Kendaarn peribadi yang melalui desa itu kebanyakan melaju dengan kencang. Kadang mereka tidak perduli dengan kondisi jalan yang banyak lubang atau rusak, seolah ingin sampai di tempat tujuan dengan segera. Saat itu gw masih belum sadar arti dari semuanya itu.

Pukul 16.23 kami tiba di desa Kelanaman kabupaten Katingan, di mana posisi site BTS yang ingin kami kunjungi berada. Ada yang berbeda di sini, semua orang memandang ke arah kami dengan tatapan kurang bersahabat. Musolah adalah tempat pertama yang kami masuki untuk mencari informasi penjaga site. Dari semua orang yang ada di dalam musolah, termasuk ustadnya memandang dengan dingin, hanya satu orang yang masih tersenyum. Saat itu perasaan tidak enak mulai perayap diam-diam.

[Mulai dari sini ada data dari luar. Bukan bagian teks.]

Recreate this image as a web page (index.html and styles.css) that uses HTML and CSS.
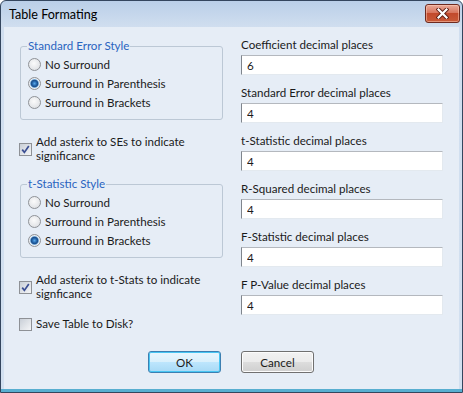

Pukul 16.33 kami tiba di site. Kondisi site pintu shulter rusak, pagar dekat ruang genset bekas dibobol. Langit jingga meroba, bercampur kelabu di ufuk timur.

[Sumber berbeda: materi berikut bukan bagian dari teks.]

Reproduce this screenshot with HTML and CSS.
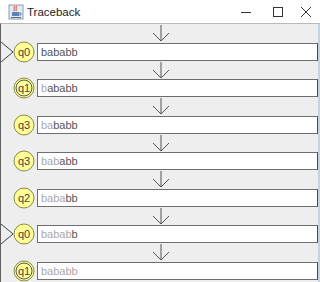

Kami putuskan untuk stay di lokasi karena berbagai pertimbangan. Salah-satunya yang gw baru tahu dari penjaga site bahwa jalan akses yang menuju ke jalan umum tidak aman. Karena jalan itu menuju lokasi tambang sehingga saat gelap banyak perompak yang mengincar mobil-mobil pribadi. Itu menjawab kenapa sepanjang jalan banyak mobil yang melaju sangat kencang tanpa memperdulikan kondisi jalan. Ini membuat hati menjadi semakin risau tak menentu. Belum lagi tidak adanya rumah penduduk di sekitar BTS selain pondok penjaga site di depan BTS.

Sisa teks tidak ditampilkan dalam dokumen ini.